Conduzco por la carretera mi querido Golf de 20 años, al que adoro y que me invita a abrir las ventanillas porque el aire acondicionado pasó a mejor vida. Vida de la que podría regresar con un peaje de unos 1000€, más que el valor económico del propio coche, que no el sentimental, por supuesto.
Hay mucho tráfico, un collar abierto con cuentas de camiones en hilera infinita.
Adelanto uno cuya carga es una máquina excavadora y oigo sus cadenas.
Algo sutil, fugaz se despierta en mí, efímero y lejano. Cadenas.
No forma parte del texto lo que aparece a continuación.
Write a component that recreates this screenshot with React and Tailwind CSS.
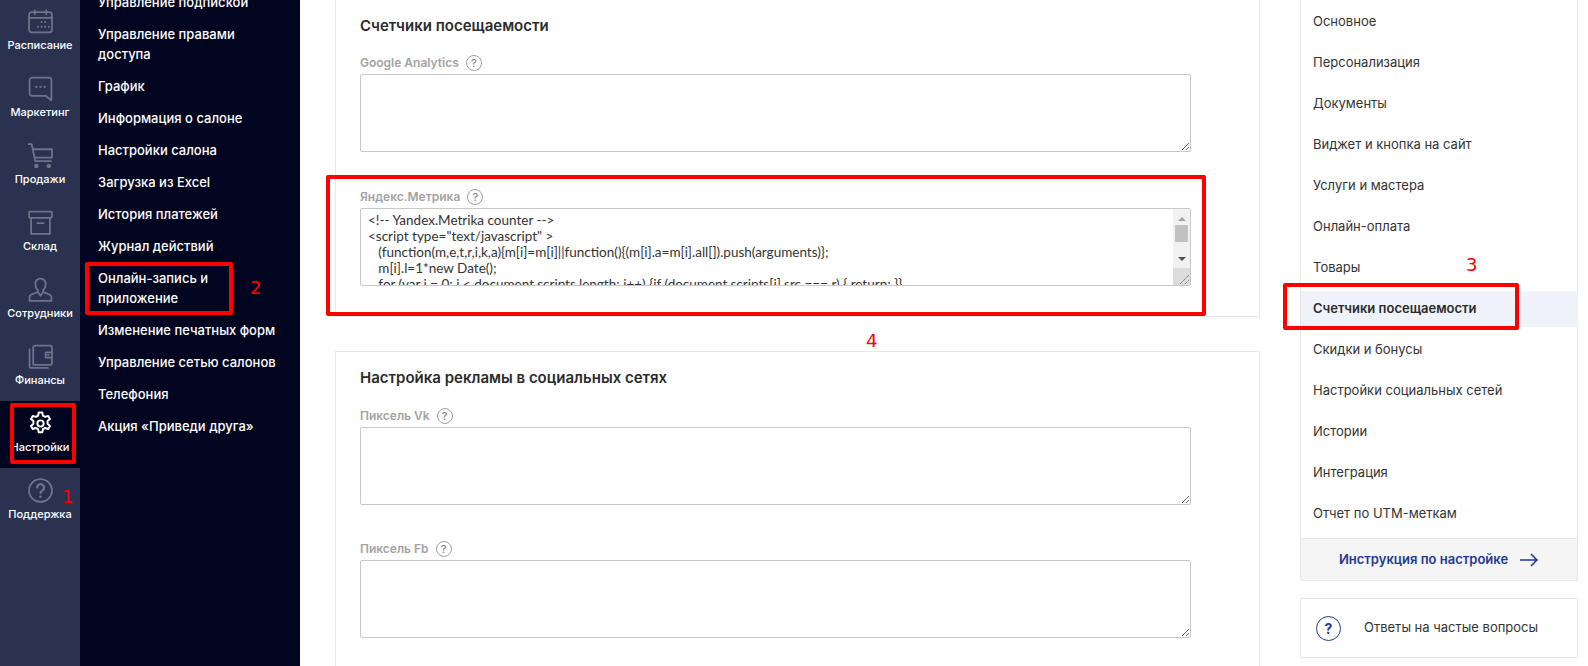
const railItems = [
  { label: "Расписание", icon: "calendar" },
  { label: "Маркетинг", icon: "chat" },
  { label: "Продажи", icon: "cart" },
  { label: "Склад", icon: "box" },
  { label: "Сотрудники", icon: "user" },
  { label: "Финансы", icon: "wallet" },
  { label: "Настройки", icon: "gear", active: true },
  { label: "Поддержка", icon: "help" },
];

const subItems = [
  "Управление подпиской",
  "Управление правами доступа",
  "График",
  "Информация о салоне",
  "Настройки салона",
  "Загрузка из Excel",
  "История платежей",
  "Журнал действий",
  "Онлайн-запись и приложение",
  "Изменение печатных форм",
  "Управление сетью салонов",
  "Телефония",
  "Акция «Приведи друга»",
];

const sideItems = [
  "Основное",
  "Персонализация",
  "Документы",
  "Виджет и кнопка на сайт",
  "Услуги и мастера",
  "Онлайн-оплата",
  "Товары",
  "Счетчики посещаемости",
  "Скидки и бонусы",
  "Настройки социальных сетей",
  "Истории",
  "Интеграция",
  "Отчет по UTM-меткам",
];

const metrika = `<!-- Yandex.Metrika counter -->
<script type="text/javascript" >
   (function(m,e,t,r,i,k,a){m[i]=m[i]||function(){(m[i].a=m[i].all[]).push(arguments)};
   m[i].l=1*new Date();
   for (var j = 0; j < document.scripts.length; j++) {if (document.scripts[j].src === r) { return; }}`;

function RailIcon({ name, active }) {
  const cls = active ? "text-white" : "text-[#6d7389]";
  const props = { width: 25, height: 25, viewBox: "0 0 24 24", fill: "none", stroke: "currentColor", strokeWidth: 1.7, strokeLinecap: "round", strokeLinejoin: "round", className: cls };
  if (name === "calendar")
    return (
      <svg {...props}>
        <rect x="1" y="3" width="22" height="19.500" rx="2.500" />
        <path d="M1 8.500h22M6.500 1v4M17.500 1v4" />
        <path d="M13 12.500h.01M16.500 12.500h.01M9.500 17h.01M13 17h.01M16.500 17h.01M20 17h.01" strokeWidth="2" />
      </svg>
    );
  if (name === "chat")
    return (
      <svg {...props}>
        <path d="M4 1.500h16a2.500 2.500 0 0 1 2.500 2.500V23.500l-5.500-4.500H4A2.500 2.500 0 0 1 1.500 16.500V4A2.500 2.500 0 0 1 4 1.500z" />
        <path d="M8 10.500h.01M12 10.500h.01M16 10.500h.01" strokeWidth="2.200" />
      </svg>
    );
  if (name === "cart")
    return (
      <svg {...props}>
        <path d="M0 1h3.500l3.500 16.500h15" />
        <path d="M4.800 6H23V14H6.500" />
        <circle cx="8" cy="22" r="1.300" fill="currentColor" />
        <circle cx="20" cy="22" r="1.300" fill="currentColor" />
      </svg>
    );
  if (name === "box")
    return (
      <svg {...props}>
        <rect x="1" y="1.500" width="22" height="6" rx="1" />
        <path d="M3 7.500v15.500h18V7.500M9 12.500h6" />
      </svg>
    );
  if (name === "user")
    return (
      <svg {...props}>
        <path d="M12 1.500c-3 0-5 2.400-5 5.300 0 2.400 1 4.500 2.500 6v1.500L3 17c-1 .5-1.500 1.300-1.500 2.500v3.500h21v-3.500c0-1.200-.5-2-1.500-2.500l-6.500-2.700v-1.500c1.500-1.500 2.500-3.600 2.500-6 0-2.900-2-5.300-5-5.300z" />
        <path d="M9.500 14.500L12 18l2.500-3.500" />
      </svg>
    );
  if (name === "wallet")
    return (
      <svg {...props}>
        <path d="M5 20V3.500A2 2 0 0 1 7 1.500h14a2 2 0 0 1 2 2V18a2 2 0 0 1-2 2H5z" />
        <path d="M1.500 5v16a2 2 0 0 0 2 2H19" />
        <path d="M23 8h-6v5h6" />
        <path d="M19.500 10.500h.01" strokeWidth="2" />
      </svg>
    );
  if (name === "gear")
    return (
      <svg {...props} strokeWidth="1.900">
        <path d="M10.300 1.500h3.400l.6 3 2.200 1.200 2.900-1 1.700 3-2.300 2v2.600l2.300 2-1.700 3-2.900-1-2.200 1.200-.6 3h-3.400l-.6-3-2.200-1.200-2.900 1-1.700-3 2.300-2v-2.600l-2.300-2 1.700-3 2.900 1 2.200-1.200z" />
        <circle cx="12" cy="12" r="3" />
      </svg>
    );
  return (
    <svg {...props}>
      <circle cx="12" cy="12" r="11" />
      <path d="M8.800 9.200a3.300 3.300 0 1 1 5 2.800c-1 .6-1.800 1.200-1.800 2.500" strokeWidth="2.200" />
      <path d="M12 18h.01" strokeWidth="2.600" />
    </svg>
  );
}

function Hint() {
  return (
    <span className="w-[16px] h-[16px] rounded-full border border-[#a0a0a0] text-[#8a8a8a] text-[11px] font-medium flex items-center justify-center">?</span>
  );
}

function Field({ label, value, className }) {
  return (
    <div className={className}>
      <div className="flex items-center gap-[7px] h-[19px] pt-[3px] mb-[3px] text-[12px] font-semibold text-[#a3a3a3]">
        {label} <Hint />
      </div>
      <div className="relative h-[78px] w-[831px]">
        <textarea
          readOnly
          defaultValue={value}
          className="block w-full h-full border border-[#c8c8c8] rounded-[2px] pl-[7px] pr-5 py-[3px] font-['Lato',sans-serif] text-[13.5px] leading-[16px] text-[#333] overflow-hidden whitespace-pre outline-none"
        />
        {value && (
          <div className="absolute right-px top-px bottom-px w-[17px] bg-[#f1f1f1] flex flex-col items-center">
            <div className="mt-[8px] w-0 h-0 border-x-[4px] border-x-transparent border-b-[4px] border-b-[#a3a3a3]" />
            <div className="mt-[4px] w-[13px] h-[17px] bg-[#c1c1c1]" />
            <div className="mt-[15px] w-0 h-0 border-x-[4px] border-x-transparent border-t-[4px] border-t-[#505050]" />
            <div className="mt-auto w-full h-[17px] bg-[#dcdcdc] flex items-end justify-end">
              <svg width="11" height="11" viewBox="0 0 11 11" fill="none" stroke="#555" strokeWidth="1" strokeDasharray="1 1"><path d="M1 10L10 1M6 10l4-4" /></svg>
            </div>
          </div>
        )}
      </div>
    </div>
  );
}

export default function App() {
  return (
    <div className="relative h-[666px] w-[1588px] overflow-hidden bg-white flex font-['Inter','Liberation_Sans',sans-serif]">
      {/* левая полоса */}
      <div className="w-[80px] shrink-0 bg-[#2a3250] -mt-px">
        {railItems.map((item) => (
          <div key={item.label} className={`h-[67px] flex flex-col items-center pt-[10px] ${item.active ? "bg-[#02051f]" : ""}`}>
            <RailIcon name={item.icon} active={item.active} />
            <span className="mt-[4px] text-[11px] leading-[14px] font-medium text-white">{item.label}</span>
          </div>
        ))}
      </div>

      {/* подменю */}
      <div className="w-[220px] shrink-0 bg-[#02051f] pl-[18px] pr-[20px] -mt-[14px]">
        {subItems.map((item) => (
          <div key={item} className="py-[6px] text-[13px] leading-[20px] font-medium text-white">{item}</div>
        ))}
      </div>

      {/* настройки */}
      <div className="w-[965px] shrink-0 pl-[35px]">
        <div className="w-[925px] h-[317px] border-x border-b border-[#e8e8e8] pl-6 pt-[17px]">
          <h2 className="text-[15px] leading-[18px] font-semibold text-[#2b2b2b] mb-[17px]">Счетчики посещаемости</h2>
          <Field label="Google Analytics" />
          <Field label="Яндекс.Метрика" value={metrika} className="mt-[34px]" />
        </div>
        <div className="w-[925px] mt-[34px] border border-[#e8e8e8] pl-6 pt-[17px] h-[400px]">
          <h2 className="text-[15px] leading-[18px] font-semibold text-[#2b2b2b] mb-[18px]">Настройка рекламы в социальных сетях</h2>
          <Field label="Пиксель Vk" />
          <Field label="Пиксель Fb" className="mt-[33px]" />
        </div>
      </div>

      {/* правая колонка */}
      <div className="w-[278px] ml-[35px] shrink-0">
        <div className="border-x border-b border-[#e8e8e8] rounded-b-[2px]">
          <div className="pt-px pb-[4px]">
            {sideItems.map((item) =>
              item === "Счетчики посещаемости" ? (
                <div key={item} className="h-[36px] mt-[3px] mb-[2px] -mr-px flex items-center pl-[12px] text-[13px] bg-[#eff2f9] font-semibold text-[#2b2b2b]">
                  {item}
                </div>
              ) : (
                <div key={item} className="h-[41px] flex items-center pl-[12px] text-[13px] text-[#333]">
                  {item}
                </div>
              )
            )}
          </div>
          <div className="h-[42px] bg-[#f5f5f5] border-t border-[#e8e8e8] flex items-center justify-center gap-[11px] text-[13px] font-semibold text-[#1d3a94]">
            Инструкция по настройке
            <svg width="20" height="14" viewBox="0 0 20 14" fill="none" stroke="currentColor" strokeWidth="1.500"><path d="M1 7h17M12 1l6 6-6 6" /></svg>
          </div>
        </div>
        <div className="mt-[17px] h-[60px] border border-[#e8e8e8] rounded-[2px] flex items-center pl-[15px] text-[13px] text-[#333]">
          <span className="w-[25px] h-[25px] rounded-full border-[1.500px] border-[#1d3a94] text-[#1d3a94] font-bold text-[14px] flex items-center justify-center">?</span>
          <span className="ml-[23px]">Ответы на частые вопросы</span>
        </div>
      </div>

      {/* пометки красным поверх скриншота */}
      <div className="absolute left-[10px] top-[403px] w-[66px] h-[61px] border-[4px] border-[#ff0000] rounded-[2px]" />
      <div className="absolute left-[85px] top-[262px] w-[148px] h-[53px] border-[4px] border-[#ff0000] rounded-[2px]" />
      <div className="absolute left-[326px] top-[175px] w-[880px] h-[141px] border-[4px] border-[#ff0000] rounded-[2px]" />
      <div className="absolute left-[1283px] top-[283px] w-[236px] h-[47px] border-[4px] border-[#ff0000] rounded-[2px]" />
      <span className="absolute left-[62px] top-[486px] text-[18px] leading-[22px] text-[#ff0000] font-['DejaVu_Sans',sans-serif]">1</span>
      <span className="absolute left-[250px] top-[277px] text-[18px] leading-[22px] text-[#ff0000] font-['DejaVu_Sans',sans-serif]">2</span>
      <span className="absolute left-[1466px] top-[254px] text-[18px] leading-[22px] text-[#ff0000] font-['DejaVu_Sans',sans-serif]">3</span>
      <span className="absolute left-[866px] top-[330px] text-[18px] leading-[22px] text-[#ff0000] font-['DejaVu_Sans',sans-serif]">4</span>
    </div>
  );
}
Un sonido que me transporta brevemente.
Mi atención vuelve a la carretera, a ese Mercedes prepotente que se ha acercado vertiginosamente y amenaza con darme un amargo beso si no termino mi adelantamiento sometiéndome a su imperativo estrés.
Más camiones y más abusones pulverizando límites, proyectando su furia interna, un ego alienado sobre los que o no tienen tal desazón o se desahogan en otros entornos.
Respiro, ahora no hay “fitipaldis” en la costa, otro camión que adelantar. Y de nuevo ese sonido, cadenas. Ahora el viaje se prolonga.
Semana Santa, 20 años atrás, un pueblo de La Mancha. Una de la madrugada. La procesión del silencio o tal vez la procesión de las cadenas.
El respeto mudo cubría la noche únicamente interrumpido por el sonido de las culpas arrastrándose. Cadenas de tractor asidas a tozudos tobillos. Penas, cargas del alma, íntimo sufrimiento expuesto sin mostrarse.
¿Quiénes eran aquellos torturados espíritus? ¿Cuáles eran esas faltas dignas de tal castigo?
Padecimiento en estado puro fundiendo metalúrgicamente remordimiento y dolor. La calle abarrotada pero sólo se oían las cadenas avanzando en su cruel penitencia. Éramos absortos testigos de la herida humana, morbosos espectadores del anónimo sufrimiento ajeno.
Sigo pensando que aquellos merecedores de tal tormento jamás habrían mostrado ese arrepentimiento que se doblegaba delante de mí, ni el más mínimo interés por limpiar su alma, ni la culpa por ser causa del sufrimiento ajeno.
Tal vez me equivoque, pero creo que las cargas de esos corazones no igualaban al tamaño de las cadenas a las que se rendían. Que, si tal hubiera sido el pecado, esas oscuras entrañas nunca habrían tolerado la sumisión al acero rasgando su expuesta y frágil piel. Mostrando con su resistencia un patológico superego.
Pero hoy estoy aquí, en la carretera y hace sol y me siento agradecida porque, aunque mi mente me juegue a veces malas pasadas, hasta ahora no he sentido merecer semejante sufrimiento.
¿Será, tal vez que es mi alma tan oscura como el silencio nocturno y por tanto impasible ante el daño perpetrado?